Kaladin frunció el ceño.

Lirin tenía una expresión distante en los ojos.

—Alguien tiene que empezar. Alguien tiene que dar un paso al frente y hacer lo que es justo, porque es justo. Si nadie empieza, los demás no pueden seguirlo. Los ojos claros hacen todo lo posible por matarse, y por matarnos. Los otros aún no han traído de vuelta a Alds y Milp. Roshone los dejó allí.

Alds y Milp, dos hombres del pueblo, habían ido a la cacería pero no habían regresado con el grupo que trajo a los dos ojos claros heridos. Roshone estaba tan preocupado por Rillir que los abandonó para poder viajar rápido.

—A los ojos claros no les preocupa la vida —dijo Lirin—. Así que debo hacerlo yo. Es otro motivo por el que no pude dejarlo morir, aunque tú no hubieras estado delante. Mirarte me dio fuerzas.

—Ojalá no hubiera sido así —dijo Kaladin.

—No debes decir esas cosas.

—¿Por qué no?

—Porque no, hijo. Tenemos que ser mejores que ellos. —Suspiró y se puso en pie—. Deberías dormir. Puede que te necesite cuando los demás regresen con Alds y Milp.

Eso no era probable: los dos hombres del pueblo estarían ya muertos. Se decía que sus heridas eran graves. Además, los espinasblancas seguían allí. Lirin entró, pero no obligó a Kaladin a seguirlo.

«¿Lo habría dejado morir yo? —se preguntó el muchacho—. ¿Habría usado ese cuchillo para acelerar su partida?». Roshone no había sido más que una molestia desde su llegada ¿pero justificaba eso matarlo?

No. Cortar aquella arteria no habría tenido justificación. ¿Pero qué obligación tenía Kaladin de ayudar? Moderar su ayuda no era lo mismo que matar. No lo era.

Kaladin lo revisó de una docena de formas distintas, reflexionando sobre las palabras de su padre. Lo que descubrió le sorprendió. Sinceramente, habría dejado morir a Roshone en la mesa. Habría sido lo mejor para su familia. Habría sido lo mejor para el pueblo entero.

El padre de Kaladin se rio una vez del deseo de su hijo de ir a la guerra.
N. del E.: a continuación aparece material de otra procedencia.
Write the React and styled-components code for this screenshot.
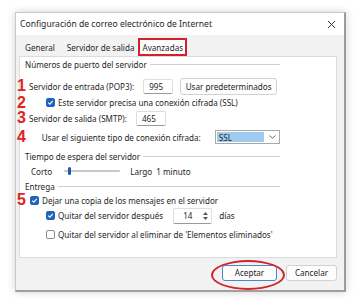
import React from 'react'
import styled, { createGlobalStyle } from 'styled-components'

const Global = createGlobalStyle`
  html, body { margin: 0; padding: 0; background: #fff; }
  body { font-family: "Noto Sans", "DejaVu Sans", sans-serif; color: #262626; }
`

const Page = styled.div`
  width: 364px;
  height: 305px;
  padding: 12px 18px 13px 15px;
  box-sizing: border-box;
`

const Dialog = styled.div`
  position: relative;
  height: 100%;
  display: flex;
  flex-direction: column;
  background: #f2f2f2;
  border: 1px solid #c9c9c9;
  border-right: 2px solid #9c9c9c;
  border-bottom: 2px solid #a0a0a0;
  box-shadow: 0 0 8px rgba(0, 0, 0, 0.18);
  box-sizing: border-box;
`

const TitleBar = styled.div`
  height: 22px;
  display: flex;
  align-items: center;
  justify-content: space-between;
  padding: 0 8px 0 4px;
  background: #fff;
  font-size: 8.6px;
`

const Tabs = styled.div`
  display: flex;
  align-items: flex-end;
  height: 21px;
  padding-left: 5px;
`

const Tab = styled.div`
  height: 18px;
  display: flex;
  align-items: center;
  padding: 0 2px;
  font-size: 8.1px;
  box-sizing: border-box;
  background: ${p => (p.$active ? '#fff' : 'transparent')};
  border: ${p => (p.$active ? '2px solid #d3212b' : '2px solid transparent')};
  margin-left: ${p => p.$ml || 0}px;
`

const Panel = styled.div`
  margin: 0 7px 0 3px;
  height: 202px;
  background: #fff;
  border: 1px solid #dcdcdc;
  box-sizing: border-box;
  padding-right: 56px;
`

const Group = styled.div`
  display: flex;
  align-items: center;
  height: 12px;
  margin-top: ${p => p.$mt || 0}px;
  padding-left: 5px;
  font-size: 8.1px;
  &::after {
    content: '';
    flex: 1;
    height: 1px;
    margin-left: 3px;
    background: #cfcfcf;
  }
`

const Row = styled.div`
  display: flex;
  align-items: center;
  height: ${p => p.$h || 16}px;
  margin-top: ${p => p.$mt || 0}px;
  padding-left: ${p => p.$pl || 0}px;
  font-size: 8.1px;
  white-space: nowrap;
`

const Num = styled.span`
  width: 12px;
  margin-left: -3px;
  margin-right: ${p => p.$mr || 0}px;
  font-family: "Liberation Sans", Arial, sans-serif;
  font-weight: bold;
  font-size: 16px;
  line-height: 1;
  color: #e0231c;
`

const Field = styled.div`
  width: ${p => p.$w}px;
  height: 15px;
  margin-left: ${p => p.$ml || 0}px;
  display: flex;
  align-items: center;
  padding-left: 5px;
  box-sizing: border-box;
  border: 1px solid #dedede;
  border-bottom-color: #9a9a9a;
  border-radius: 2px;
  background: #fff;
`

const Button = styled.div`
  height: ${p => p.$h || 16}px;
  width: ${p => p.$w}px;
  margin-left: ${p => p.$ml || 0}px;
  display: flex;
  align-items: center;
  justify-content: center;
  box-sizing: border-box;
  border: 1px solid ${p => (p.$primary ? '#4a86c8' : '#d2d2d2')};
  border-radius: 3px;
  background: #fdfdfd;
  font-size: 8.1px;
`

const Check = styled.span`
  width: 9px;
  height: 9px;
  margin-right: 3px;
  box-sizing: border-box;
  border-radius: 2px;
  display: inline-flex;
  align-items: center;
  justify-content: center;
  background: ${p => (p.$on ? '#1f64c0' : '#fff')};
  border: 1px solid ${p => (p.$on ? '#1f64c0' : '#8a8a8a')};
`

const Select = styled.div`
  width: 67px;
  height: 14px;
  margin-left: 14px;
  display: flex;
  box-sizing: border-box;
  border: 1px solid #a9a9a9;
  background: #fff;
`

const SelectValue = styled.div`
  flex: 1;
  margin: 1px;
  padding-left: 2px;
  display: flex;
  align-items: center;
  background: #9fcbf1;
`

const SelectArrow = styled.div`
  width: 14px;
  display: flex;
  align-items: center;
  justify-content: center;
`

const Track = styled.div`
  position: relative;
  width: 56px;
  height: 2px;
  margin: 0 10px 0 12px;
  background: #c8c8c8;
  border-radius: 1px;
`

const Thumb = styled.span`
  position: absolute;
  left: 4px;
  top: -3px;
  width: 3px;
  height: 8px;
  border-radius: 2px;
  background: #1c5cb0;
`

const Spin = styled.div`
  width: 39px;
  height: 16px;
  margin-left: 10px;
  margin-right: 7px;
  display: flex;
  align-items: center;
  box-sizing: border-box;
  border: 1px solid #dedede;
  border-bottom-color: #9a9a9a;
  border-radius: 2px;
  background: #fff;
  padding-left: 9px;
`

const SpinArrows = styled.div`
  margin-left: auto;
  margin-right: 2px;
  width: 8px;
  display: flex;
  flex-direction: column;
  align-items: center;
  gap: 2px;
`

const Footer = styled.div`
  flex: 1;
  display: flex;
  align-items: center;
  justify-content: flex-end;
  gap: 9px;
  padding-right: 7px;
  padding-bottom: 3px;
`

const Ring = styled.div`
  position: absolute;
  left: 195px;
  top: 247px;
  width: 74px;
  height: 30px;
  border: 2.5px solid #d0242b;
  border-radius: 50%;
  box-sizing: border-box;
`

const Tick = () => (
  <svg width="7" height="7" viewBox="0 0 7 7">
    <path d="M1.2 3.6 L2.8 5.1 L5.8 1.8" fill="none" stroke="#fff" strokeWidth="1.1" />
  </svg>
)

export default function App() {
  return (
    <Page>
      <Global />
      <Dialog>
        <TitleBar>
          <span>Configuración de correo electrónico de Internet</span>
          <svg width="9" height="9" viewBox="0 0 9 9">
            <path d="M1 1 L8 8 M8 1 L1 8" stroke="#333" strokeWidth="1" />
          </svg>
        </TitleBar>
        <Tabs>
          <Tab>General</Tab>
          <Tab $ml={4}>Servidor de salida</Tab>
          <Tab $active>Avanzadas</Tab>
        </Tabs>
        <Panel>
          <Group $mt={1}>Números de puerto del servidor</Group>
          <Row $h={18} $mt={7}>
            <Num>1</Num>
            Servidor de entrada (POP3):
            <Field $w={30} $ml={9}>995</Field>
            <Button $w={97} $h={17} $ml={7}>Usar predeterminados</Button>
          </Row>
          <Row $h={15}>
            <Num $mr={17}>2</Num>
            <Check $on><Tick /></Check>
            Este servidor precisa una conexión cifrada (SSL)
          </Row>
          <Row $h={16}>
            <Num>3</Num>
            Servidor de salida (SMTP):
            <Field $w={30} $ml={9}>465</Field>
          </Row>
          <Row $h={18} $mt={2}>
            <Num $mr={13}>4</Num>
            Usar el siguiente tipo de conexión cifrada:
            <Select>
              <SelectValue>SSL</SelectValue>
              <SelectArrow>
                <svg width="7" height="4" viewBox="0 0 7 4">
                  <path d="M0.5 0.5 L3.5 3.3 L6.5 0.5" fill="none" stroke="#555" strokeWidth="0.9" />
                </svg>
              </SelectArrow>
            </Select>
          </Row>
          <Group $mt={4}>Tiempo de espera del servidor</Group>
          <Row $h={14} $mt={2} $pl={11}>
            Corto
            <Track><Thumb /></Track>
            Largo&nbsp;&nbsp;1 minuto
          </Row>
          <Group $mt={2}>Entrega</Group>
          <Row $h={16}>
            <Num $mr={1}>5</Num>
            <Check $on><Tick /></Check>
            Dejar una copia de los mensajes en el servidor
          </Row>
          <Row $h={15} $pl={26}>
            <Check $on><Tick /></Check>
            Quitar del servidor después
            <Spin>
              14
              <SpinArrows>
                <svg width="5" height="3" viewBox="0 0 5 3"><path d="M0 3 L2.5 0 L5 3Z" fill="#555" /></svg>
                <svg width="5" height="3" viewBox="0 0 5 3"><path d="M0 0 L2.5 3 L5 0Z" fill="#555" /></svg>
              </SpinArrows>
            </Spin>
            días
          </Row>
          <Row $h={14} $mt={4} $pl={26}>
            <Check />
            Quitar del servidor al eliminar de 'Elementos eliminados'
          </Row>
        </Panel>
        <Footer>
          <Button $primary $w={55} $h={16}>Aceptar</Button>
          <Button $w={51} $h={16}>Cancelar</Button>
        </Footer>
        <Ring />
      </Dialog>
    </Page>
  )
}
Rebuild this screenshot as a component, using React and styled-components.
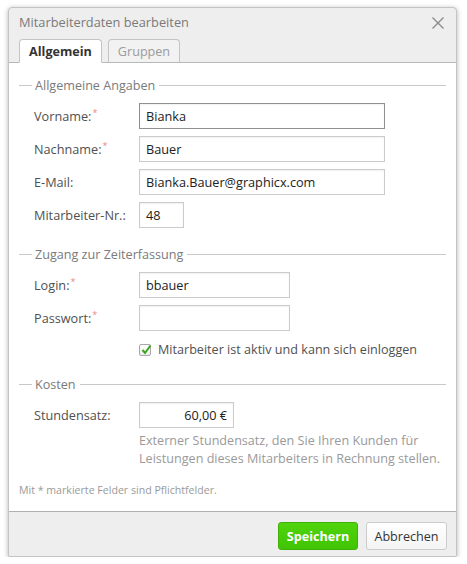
import styled, { createGlobalStyle } from 'styled-components'

const GlobalStyle = createGlobalStyle`
  html, body {
    margin: 0;
    padding: 0;
    background: #ffffff;
    font-family: 'Open Sans', 'Noto Sans', sans-serif;
  }
`

const Dialog = styled.div`
  margin: 7px 0 0 8px;
  width: 449px;
  height: 550px;
  box-sizing: border-box;
  border: 1px solid #c4c4c4;
  border-radius: 4px 4px 2px 2px;
  box-shadow: 0 1px 5px rgba(0, 0, 0, 0.3);
  display: flex;
  flex-direction: column;
  overflow: hidden;
  background: #eeeeee;
`

const TitleBar = styled.div`
  height: 55px;
  padding: 0 10px;
  display: flex;
  flex-direction: column;
  position: relative;
  border-bottom: 1px solid #b8b8b8;
  box-sizing: border-box;
`

const Title = styled.div`
  height: 30px;
  line-height: 29px;
  font-size: 12.8px;
  color: #7a7a7a;
`

const CloseButton = styled.button`
  position: absolute;
  right: 11px;
  top: 8px;
  width: 14px;
  height: 14px;
  padding: 0;
  border: 0;
  background: none;
  cursor: pointer;
`

const Tabs = styled.div`
  display: flex;
  gap: 6px;
  align-items: flex-end;
  height: 25px;
  margin-bottom: -1px;
`

const Tab = styled.div`
  height: 24px;
  box-sizing: border-box;
  padding: 0 9px;
  border: 1px solid #c4c4c4;
  border-bottom: ${({ active }) => (active ? '1px solid #ffffff' : '1px solid #b8b8b8')};
  border-radius: 4px 4px 0 0;
  background: ${({ active }) => (active ? '#ffffff' : '#f2f2f2')};
  color: ${({ active }) => (active ? '#333333' : '#9a9a9a')};
  font-weight: ${({ active }) => (active ? 700 : 400)};
  font-size: 12.6px;
  line-height: 23px;
`

const Body = styled.div`
  flex: 1;
  background: #ffffff;
  padding: 13px 10px 0 10px;
  border-bottom: 1px solid #b0b0b0;
`

const Legend = styled.div`
  display: flex;
  align-items: center;
  height: 18px;
  font-size: 12.6px;
  color: #7a7a7a;
  margin-top: ${({ space = 0 }) => space}px;

  &::before {
    content: '';
    width: 13px;
    height: 1px;
    background: #c8c8c8;
    margin-right: 3px;
  }

  &::after {
    content: '';
    flex: 1;
    height: 1px;
    background: #c8c8c8;
    margin-left: 4px;
  }
`

const Rows = styled.div`
  padding: 5px 0 0 15px;
`

const Row = styled.div`
  display: grid;
  grid-template-columns: 105px 1fr;
  align-items: center;
  height: 33px;
`

const Label = styled.label`
  font-size: 12.7px;
  color: #505050;
  white-space: nowrap;

  sup {
    color: #e58a8a;
    font-size: 9px;
    vertical-align: 5px;
    margin-left: 1px;
  }
`

const Input = styled.input`
  width: ${({ w }) => w}px;
  height: 26px;
  box-sizing: border-box;
  border: 1px solid ${({ focused }) => (focused ? '#8f8f8f' : '#cbcbcb')};
  box-shadow: inset 0 1px 2px rgba(0, 0, 0, 0.06);
  padding: 0 6px;
  font-family: 'Open Sans', 'Noto Sans', sans-serif;
  font-size: 12.7px;
  color: #222222;
  text-align: ${({ right }) => (right ? 'right' : 'left')};
  outline: none;
`

const CheckRow = styled.label`
  display: flex;
  align-items: center;
  gap: 7px;
  height: 31px;
  margin-left: 105px;
  font-size: 12.6px;
  color: #505050;
`

const CheckBox = styled.span`
  width: 12px;
  height: 12px;
  box-sizing: border-box;
  border: 1px solid #a8a8a8;
  border-radius: 2px;
  background: linear-gradient(#ffffff, #ededed);
  position: relative;

  svg {
    position: absolute;
    left: 0;
    top: -2px;
  }
`

const Help = styled.p`
  margin: 1px 0 0 105px;
  font-size: 12.6px;
  line-height: 18px;
  color: #9a9a9a;
`

const Note = styled.p`
  margin: 15px 0 0 0;
  font-size: 10.6px;
  color: #9a9a9a;
`

const Footer = styled.div`
  height: 44px;
  display: flex;
  justify-content: flex-end;
  align-items: center;
  gap: 8px;
  padding: 4px 9px 0 0;
  box-sizing: border-box;
`

const Button = styled.button`
  height: 28px;
  width: ${({ primary }) => (primary ? '80px' : '81px')};
  padding: 0;
  border-radius: 3px;
  font-family: 'Open Sans', 'Noto Sans', sans-serif;
  font-size: 12.6px;
  font-weight: ${({ primary }) => (primary ? 700 : 400)};
  color: ${({ primary }) => (primary ? '#ffffff' : '#333333')};
  border: 1px solid ${({ primary }) => (primary ? '#3fb00a' : '#cccccc')};
  background: ${({ primary }) =>
    primary ? 'linear-gradient(#4fd40c, #40c404)' : 'linear-gradient(#ffffff, #f4f4f4)'};
  cursor: pointer;
`

const Req = () => <sup>*</sup>

export default function App() {
  return (
    <>
      <GlobalStyle />
      <Dialog>
        <TitleBar>
          <Title>Mitarbeiterdaten bearbeiten</Title>
          <CloseButton aria-label="Schließen">
            <svg width="14" height="14" viewBox="0 0 14 14">
              <path d="M1.5 1.5 L12.5 12.5 M12.5 1.5 L1.5 12.5" stroke="#8a8a8a" strokeWidth="1.4" />
            </svg>
          </CloseButton>
          <Tabs>
            <Tab active>Allgemein</Tab>
            <Tab>Gruppen</Tab>
          </Tabs>
        </TitleBar>

        <Body>
          <Legend>Allgemeine Angaben</Legend>
          <Rows>
            <Row>
              <Label>Vorname:<Req /></Label>
              <Input w={246} focused defaultValue="Bianka" />
            </Row>
            <Row>
              <Label>Nachname:<Req /></Label>
              <Input w={246} defaultValue="Bauer" />
            </Row>
            <Row>
              <Label>E-Mail:</Label>
              <Input w={246} defaultValue="Bianka.Bauer@graphicx.com" />
            </Row>
            <Row>
              <Label>Mitarbeiter-Nr.:</Label>
              <Input w={45} defaultValue="48" />
            </Row>
          </Rows>

          <Legend space={14}>Zugang zur Zeiterfassung</Legend>
          <Rows>
            <Row>
              <Label>Login:<Req /></Label>
              <Input w={151} defaultValue="bbauer" />
            </Row>
            <Row>
              <Label>Passwort:<Req /></Label>
              <Input w={151} type="password" />
            </Row>
            <CheckRow>
              <CheckBox>
                <svg width="13" height="13" viewBox="0 0 13 13">
                  <path d="M2.5 7 L5 10 L10.5 2.5" fill="none" stroke="#3aa51a" strokeWidth="2" />
                </svg>
              </CheckBox>
              Mitarbeiter ist aktiv und kann sich einloggen
            </CheckRow>
          </Rows>

          <Legend space={10}>Kosten</Legend>
          <Rows>
            <Row>
              <Label>Stundensatz:</Label>
              <Input w={95} right defaultValue="60,00 €" />
            </Row>
            <Help>
              Externer Stundensatz, den Sie Ihren Kunden für
              <br />
              Leistungen dieses Mitarbeiters in Rechnung stellen.
            </Help>
          </Rows>

          <Note>Mit * markierte Felder sind Pflichtfelder.</Note>
        </Body>

        <Footer>
          <Button primary>Speichern</Button>
          <Button>Abbrechen</Button>
        </Footer>
      </Dialog>
    </>
  )
}
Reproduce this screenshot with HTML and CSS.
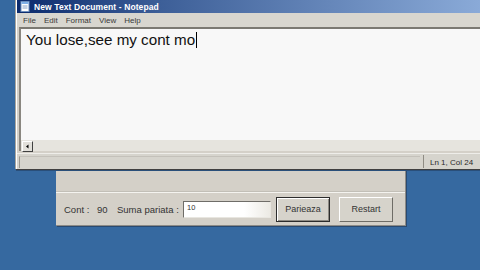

De hecho, ahora que Kaladin había decidido ser cirujano en sus propios términos, sus pensamientos y acciones de sus primeros años le parecían infantiles. Pero Lirin consideraba a su hijo incapaz de matar. «Apenas puedes pisar un cremlino sin sentirte culpable, hijo. Clavarle tu lanza a un hombre no sería tan fácil como crees».

Pero su padre se equivocaba. Fue una revelación sorprendente, aterradora. No se trataba de ensoñaciones o fantasías sobre la gloria de la batalla. Esto era real.

En ese momento, Kaladin supo que podía matar, si era necesario. Algunas personas, con un dedo infectado o una pierna aplastada sin posibilidad de sanación, tenían que ser eliminadas.